The clearest, most recent sign of this is a Politico/Morning Consult poll, which shows that 81% of voters have already made up their minds about whether they support the impeachment of the President. This result, combined with the unprecedented support for Trump demonstrated by lawmakers (nearly every member of the House voted to begin impeachment proceedings against Nixon, and even Bill Clinton had 31 members of his own party vote against him, while zero House Republicans broke with Trump), makes it extremely unlikely that Democrats will be able to flip enough GOP Senators to get the two-thirds majority necessary for impeachment to pass.
Even as general public support for impeachment and removal from office remains higher than opposition to it, Republican voters appear to have firmly dug in their heels behind the President. Sensitivity to the mood of one’s constituency, including the risk that Trump’s wrath would pose in an election year, presents elected officials with a clear incentive to stand by the leader of their party. Prominent Republicans like Lindsay Graham have already demonstrated that they are willing to suffer the brief embarrassment of being confronted with contradictions between their opposition to the present inquiry and the one against Bill Clinton, as well as their previous and current stances on how foreign policy should be conducted. With political pragmatism clearly outweighing the need for at least the appearance of consistency, unless there is a major shift in the attitudes of Republican voters, GOP congressmen are bound to remain Trump’s firewall both when it comes to casting votes and doing damage control in the media.
This leaves Democrats with basically two approaches to using impeachment to win big in 2020, and they both rely on maintaining, fine-tuning, and ramping up their efforts at swaying public opinion. If they want a shot at getting the necessary twenty Republican Senators to turn on Trump, they need to get the people who put them in Congress to force them to do it. But with the aforementioned indications that the vast majority of people are unlikely to change their minds regarding the matter (although it should be remembered that such a widespread change of heart did come about in the late stages of the Watergate scandal), and barring the appearance of a Holy Grail witness, the Congressional process appears to be inching toward a defeat for impeachment in the Senate.

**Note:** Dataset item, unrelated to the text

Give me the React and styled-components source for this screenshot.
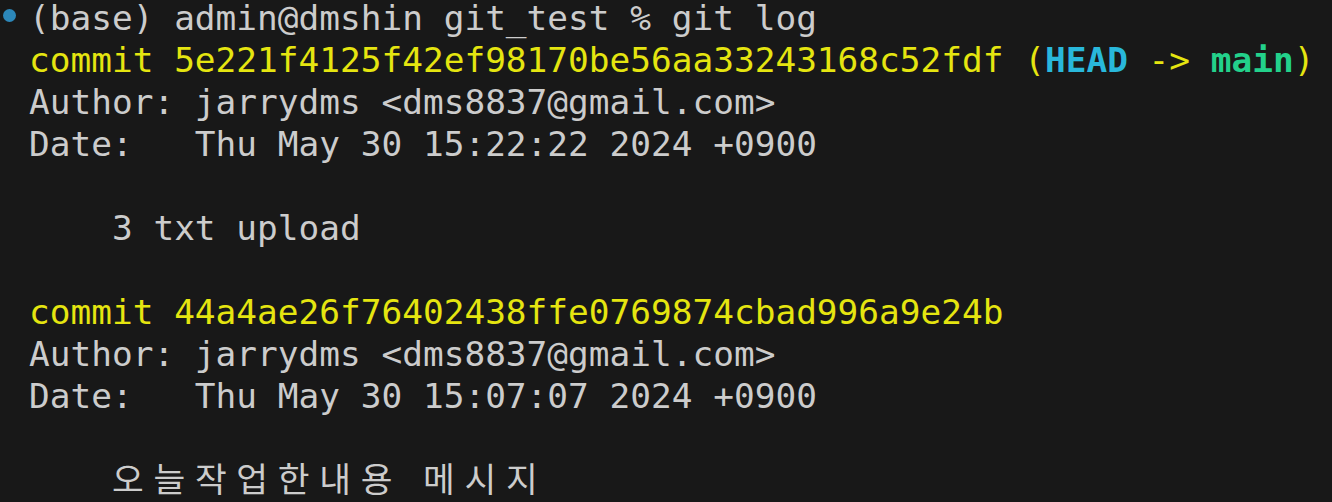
import React from 'react';
import styled, { createGlobalStyle } from 'styled-components';

const GlobalStyle = createGlobalStyle`
  html, body {
    margin: 0;
    padding: 0;
    background: #181818;
    height: 100%;
    overflow: hidden;
  }
`;

const CELL = 20.74;

const Terminal = styled('div')`
  display: flex;
  flex-direction: column;
  margin-top: -3px;
  font-family: 'DejaVu Sans Mono', 'Liberation Mono', monospace;
  font-size: 34.45px;
  color: #cccccc;
  background: #181818;
`;

const Line = styled('div')`
  display: flex;
  align-items: baseline;
  height: 42px;
  line-height: 42px;
  white-space: pre;
`;

const Gutter = styled('div')`
  position: relative;
  flex: 0 0 29px;
  align-self: stretch;
`;

const Dot = styled('span')`
  position: absolute;
  left: 3px;
  top: 12px;
  width: 13px;
  height: 13px;
  border-radius: 50%;
  background: #2c87b9;
`;

const Text = styled('span')`
  color: ${(props) => props.color || '#cccccc'};
  font-weight: ${(props) => (props.bold ? 700 : 400)};
`;

const WideCell = styled('span')`
  display: inline-block;
  width: ${CELL * 2}px;
  line-height: 1;
  font-family: 'Noto Sans CJK KR', sans-serif;
  font-size: 34.5px;
  color: #cccccc;
`;

const Wide = ({ text }) => (
  <>
    {Array.from(text).map((ch, i) => (
      <WideCell key={i}>{ch}</WideCell>
    ))}
  </>
);

const YELLOW = '#e5e510';
const CYAN = '#29b8db';
const GREEN = '#23d18b';

const Commit = ({ hash, refs }) => (
  <Line>
    <Gutter />
    <Text color={YELLOW}>commit {hash}</Text>
    {refs ? (
      <>
        <Text color={YELLOW}> (</Text>
        <Text color={CYAN} bold>HEAD</Text>
        <Text color={YELLOW}> -&gt; </Text>
        <Text color={GREEN} bold>main</Text>
        <Text color={YELLOW}>)</Text>
      </>
    ) : null}
  </Line>
);

const Plain = ({ children }) => (
  <Line>
    <Gutter />
    <Text>{children}</Text>
  </Line>
);

export default function App() {
  return (
    <>
      <GlobalStyle />
      <Terminal>
        <Line>
          <Gutter>
            <Dot />
          </Gutter>
          <Text>(base) admin@dmshin git_test % git log</Text>
        </Line>
        <Commit hash="5e221f4125f42ef98170be56aa33243168c52fdf" refs />
        <Plain>Author: jarrydms &lt;dms8837@gmail.com&gt;</Plain>
        <Plain>Date:   Thu May 30 15:22:22 2024 +0900</Plain>
        <Plain> </Plain>
        <Plain>    3 txt upload</Plain>
        <Plain> </Plain>
        <Commit hash="44a4ae26f76402438ffe0769874cbad996a9e24b" />
        <Plain>Author: jarrydms &lt;dms8837@gmail.com&gt;</Plain>
        <Plain>Date:   Thu May 30 15:07:07 2024 +0900</Plain>
        <Plain> </Plain>
        <Line>
          <Gutter />
          <Text>    </Text>
          <Wide text="오늘작업한내용" />
          <Text> </Text>
          <Wide text="메시지" />
        </Line>
      </Terminal>
    </>
  );
}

“Inching,” however, can be just the kind of long game that Democrats need to play to retake the White House. Even if they cannot turn enough Republicans in time for the Senate vote on impeachment, they can still draw out the process and make sure they maintain control of messaging to push GOP politicians into a very uncomfortable corner for the 2020 race. As a Democratic leadership staffer has been quoted saying, the core message to Republicans should be “Are you defending democracy or are you defending the president”? This, of course, is a question not primarily to politicians, but their constituents. It is early to tell how well Democrats can utilise the impeachment process to convince GOP voters to at least stay home on election day (Republican enthusiasm for voting in 2020 is remarkably high, providing fodder for theories that Democrats’ efforts might end up being counterproductive), but the hearings have only just moved to their public phase and will no doubt go a long way toward increasing the mindshare of the scandal at the heart of the process. With Trump being a consistently unpopular president among the general populace, it is not unreasonable to expect the publicity that the growing evidence will receive to drive enthusiasm among those who would like to see another person behind the Resolute Desk.

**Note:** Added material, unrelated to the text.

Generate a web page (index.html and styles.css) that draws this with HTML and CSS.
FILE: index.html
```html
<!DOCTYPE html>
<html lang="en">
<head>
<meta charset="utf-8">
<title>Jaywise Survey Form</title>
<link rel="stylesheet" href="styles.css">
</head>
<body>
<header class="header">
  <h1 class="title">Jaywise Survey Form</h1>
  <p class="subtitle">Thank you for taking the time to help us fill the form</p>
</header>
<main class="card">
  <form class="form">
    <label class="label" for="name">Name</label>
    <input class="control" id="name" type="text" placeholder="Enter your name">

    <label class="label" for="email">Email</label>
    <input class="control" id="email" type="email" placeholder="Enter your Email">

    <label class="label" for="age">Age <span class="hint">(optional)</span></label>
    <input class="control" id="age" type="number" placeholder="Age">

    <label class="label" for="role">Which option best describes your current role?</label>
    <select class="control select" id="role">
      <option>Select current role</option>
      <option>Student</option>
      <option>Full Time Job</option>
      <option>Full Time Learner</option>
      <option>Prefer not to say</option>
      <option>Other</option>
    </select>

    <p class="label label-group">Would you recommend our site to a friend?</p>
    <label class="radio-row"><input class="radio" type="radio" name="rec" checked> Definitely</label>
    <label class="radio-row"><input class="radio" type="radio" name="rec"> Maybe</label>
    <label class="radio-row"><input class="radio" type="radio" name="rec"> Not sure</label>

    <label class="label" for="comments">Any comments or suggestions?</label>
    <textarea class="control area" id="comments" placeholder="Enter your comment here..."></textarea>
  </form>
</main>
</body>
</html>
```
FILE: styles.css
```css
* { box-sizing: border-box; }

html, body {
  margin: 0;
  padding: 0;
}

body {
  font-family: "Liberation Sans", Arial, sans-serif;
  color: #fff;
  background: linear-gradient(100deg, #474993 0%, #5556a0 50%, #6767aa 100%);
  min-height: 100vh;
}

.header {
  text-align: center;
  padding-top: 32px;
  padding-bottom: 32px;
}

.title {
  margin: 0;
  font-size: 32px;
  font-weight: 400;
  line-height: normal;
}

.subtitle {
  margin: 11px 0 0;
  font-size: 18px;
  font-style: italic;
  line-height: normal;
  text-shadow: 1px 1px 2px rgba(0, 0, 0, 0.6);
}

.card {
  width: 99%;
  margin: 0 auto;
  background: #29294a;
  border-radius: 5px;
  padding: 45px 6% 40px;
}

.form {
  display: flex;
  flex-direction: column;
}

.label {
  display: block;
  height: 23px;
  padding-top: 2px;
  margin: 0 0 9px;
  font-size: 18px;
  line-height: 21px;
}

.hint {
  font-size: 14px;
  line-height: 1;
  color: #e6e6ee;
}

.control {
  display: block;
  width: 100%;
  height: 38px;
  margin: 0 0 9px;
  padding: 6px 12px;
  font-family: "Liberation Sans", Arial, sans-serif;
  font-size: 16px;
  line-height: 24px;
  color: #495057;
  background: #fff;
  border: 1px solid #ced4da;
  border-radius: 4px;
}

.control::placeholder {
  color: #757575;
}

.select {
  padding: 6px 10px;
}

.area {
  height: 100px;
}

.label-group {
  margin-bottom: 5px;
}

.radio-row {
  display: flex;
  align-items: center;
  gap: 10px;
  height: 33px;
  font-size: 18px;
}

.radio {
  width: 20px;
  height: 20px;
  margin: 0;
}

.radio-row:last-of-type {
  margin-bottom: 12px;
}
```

There are already signs of Democrats’ adopting a more intensive and careful focus on pushing their message, with House Speaker Nancy Pelosi’s recent comments abandoning the term quid pro quo to describe Trump’s political dealmaking with his Ukrainian counterpart in favour of the considerably more familiar-sounding and direct “bribery.” Even the resolution mentioned earlier has been recognised as designed to put Democrats in a better position to maintain their desired narrative.

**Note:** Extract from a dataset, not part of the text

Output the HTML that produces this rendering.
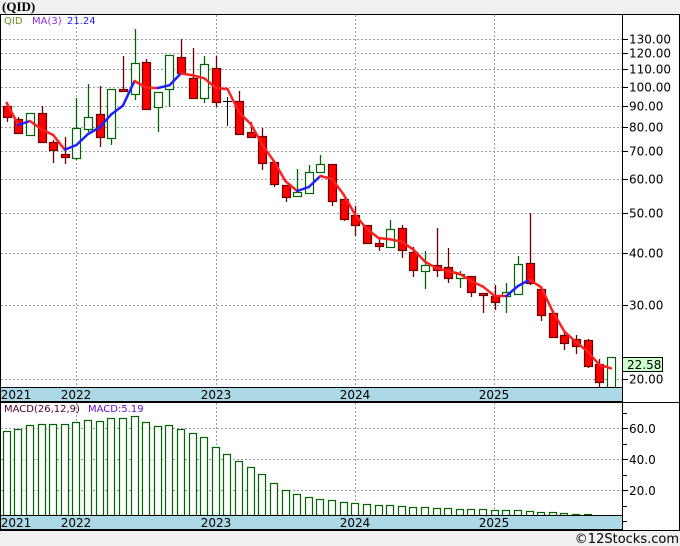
<!DOCTYPE html>
<html><head><meta charset="utf-8"><style>
html,body{margin:0;padding:0;background:#f0f0f0;}
svg{display:block;font-family:"DejaVu Sans","Liberation Sans",sans-serif;}
</style></head><body>
<svg id="s" width="680" height="546" xmlns="http://www.w3.org/2000/svg">
<rect x="0" y="0" width="680" height="546" fill="#f0f0f0"/>
<text x="2" y="11" font-size="13" font-weight="bold" font-family="Liberation Serif, serif" fill="#000">(QID)</text>
<rect x="0.5" y="14.5" width="679" height="516" fill="#fff" stroke="#000"/>
<g id="grid"></g>
<g id="cnd"></g>
<g id="ma"></g>
<g id="macd"></g>
<line x1="622.5" y1="14" x2="622.5" y2="531" stroke="#000"/>
<line x1="0" y1="402.5" x2="680" y2="402.5" stroke="#000"/>
<rect x="0.5" y="387.5" width="622" height="14" fill="#add8e6" stroke="#000"/>
<rect x="0.5" y="515.5" width="622" height="14" fill="#add8e6" stroke="#000"/>
<g id="ax" font-size="12" fill="#000"></g>
<text x="4" y="412" font-size="10" fill="#4b0030">MACD(26,12,9)</text>
<text x="88" y="412" font-size="10" fill="#6a0dcc">MACD:5.19</text>
<text x="4" y="24" font-size="10" fill="#6b8e23">QID</text>
<text x="32" y="24" font-size="10" fill="#8a2be2">MA(3)</text>
<text x="67" y="24" font-size="10" fill="#2020ff">21.24</text>
<rect x="622.5" y="357.5" width="40" height="14" fill="#ccffcc" stroke="#000"/>
<text x="627" y="369" font-size="12">22.58</text>
<text x="679" y="543" font-size="13" text-anchor="end" fill="#000">©12Stocks.com</text>
</svg>
<script>
var NS="http://www.w3.org/2000/svg";
function el(p,t,a,txt){var e=document.createElementNS(NS,t);for(var k in a)e.setAttribute(k,a[k]);if(txt)e.textContent=txt;document.getElementById(p).appendChild(e);return e;}
function Y(p){return 379-418.3*Math.log10(p/20);}
var lv=[130,120,110,100,90,80,70,60,50,40,30,20];
lv.forEach(function(p){var y=Math.round(Y(p))+0.5;el('grid','line',{x1:1,y1:y,x2:622,y2:y,stroke:'#999','stroke-dasharray':'2,2'});
el('grid','line',{x1:622,y1:y,x2:628,y2:y,stroke:'#000'});el('ax','text',{x:629,y:y+4},p.toFixed(2));});
[428,459,490].forEach(function(y,i){el('grid','line',{x1:1,y1:y+.5,x2:622,y2:y+.5,stroke:'#999','stroke-dasharray':'2,2'});el('grid','line',{x1:622,y1:y+.5,x2:628,y2:y+.5,stroke:'#000'});el('ax','text',{x:629,y:y+5},['60.0','40.0','20.0'][i]);});
[413,444,475,506,521].forEach(function(y){el('grid','line',{x1:622,y1:y+.5,x2:627,y2:y+.5,stroke:'#000'});});
[76,216,355,494].forEach(function(x){el('grid','line',{x1:x+.5,y1:15,x2:x+.5,y2:530,stroke:'#999','stroke-dasharray':'2,2'});});
var yrs=[[16,'2021'],[76,'2022'],[216,'2023'],[355,'2024'],[494,'2025']];
yrs.forEach(function(a){el('ax','text',{x:a[0],y:399,'text-anchor':'middle'},a[1]);el('ax','text',{x:a[0],y:527,'text-anchor':'middle'},a[1]);});
var C=[['r',106,117,102,122],['r',119,133,117,133],['g',113,135,113,135],['r',113,142,106,142],['r',142,150,140,163],['r',154,157,137,164],['g',128,158,98,160],['g',117,129,84,132],['r',114,137,86,147],['g',89,138,89,145],['r',89,91,56,91],['g',63,94,29,100],['r',62,109,59,110],['g',92,107,92,132],['g',55,89,55,107],['r',57,73,39,73],['r',78,98,48,98],['g',64,98,56,103],['r',68,102,56,107],['k',101,101,97,126],['r',101,134,91,134],['r',132,137,122,137],['r',136,163,128,170],['r',162,184,162,187],['r',185,197,185,202],['g',192,196,169,197],['g',172,193,165,194],['g',164,172,155,172],['r',164,201,164,206],['r',199,219,199,221],['r',215,225,206,236],['r',225,243,225,244],['r',243,246,238,251],['g',229,247,220,248],['r',228,250,225,258],['r',252,270,247,277],['g',265,271,251,289],['r',265,270,228,277],['r',267,278,248,283],['g',274,278,271,288],['r',276,292,276,297],['r',293,294,293,313],['r',296,302,285,310],['g',292,296,283,313],['g',264,294,256,295],['r',263,283,213,285],['r',289,315,289,321],['r',313,337,313,338],['r',335,343,333,350],['r',339,346,335,354],['r',340,366,339,368],['r',364,382,359,387],['g',357,387,357,387]];
var X=function(i){return 6.7+11.62*i;};
var closes=[];
C.forEach(function(c,i){var x=Math.round(X(i));
 if(c[0]=='k'){el('cnd','line',{x1:x+.5,y1:c[3],x2:x+.5,y2:c[4],stroke:'#000'});el('cnd','line',{x1:x-4,y1:c[1]+.5,x2:x+5,y2:c[1]+.5,stroke:'#000'});closes.push(c[1]);return;}
 var col=c[0]=='r'?'#6b0000':'#006400';
 el('cnd','line',{x1:x+.5,y1:c[3],x2:x+.5,y2:c[4],stroke:col,'stroke-width':1.3});
 el('cnd','rect',{x:x-3.5,y:c[1]+.5,width:8,height:Math.max(2,c[2]-c[1]),fill:c[0]=='r'?'#ff0000':'#fff',stroke:col,'stroke-width':1.2});
 closes.push(c[0]=='r'?c[2]:c[1]);});
var ma=[];for(var i=0;i<closes.length;i++){var s=0,n=0;for(var j=Math.max(0,i-2);j<=i;j++){s+=closes[j];n++;}ma.push(s/n);}
ma[0]=103;
for(var i=1;i<ma.length;i++){el('ma','line',{x1:X(i-1),y1:ma[i-1],x2:X(i),y2:ma[i],stroke:ma[i]<ma[i-1]-0.5?'#1f1fff':'#ff1f1f','stroke-width':2.5,'stroke-linecap':'round'});}
var M=[431,429,425,424,424,424,422,420,421,418,418,416,422,426,425,429,433,437,447,454,461,467,474,483,490,494,497,499,500,502,503,504,505,505,506,507,507,508,508,509,509,509,510,510,510,511,512,512,513,514,514];
M.forEach(function(t,i){var x=Math.round(X(i));el('macd','rect',{x:x-3.5,y:t+.5,width:7,height:515-t,fill:'#fff',stroke:'#006400','stroke-width':1.2});});
</script>
</body></html>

The timing might also be suitable for taking control of the Senate. Twenty-three Republican Senators are up for re-election in 2020, compared to twelve Democrats. Out of these, at least four races seem to be a toss-up, each involving a Republican incumbent. Should Democrats win every one of these seats—a task that they clearly hope would be made easier if they have opponents standing by a president against whom evidence of misconduct keeps piling up—they could even afford to lose a Senate race next year.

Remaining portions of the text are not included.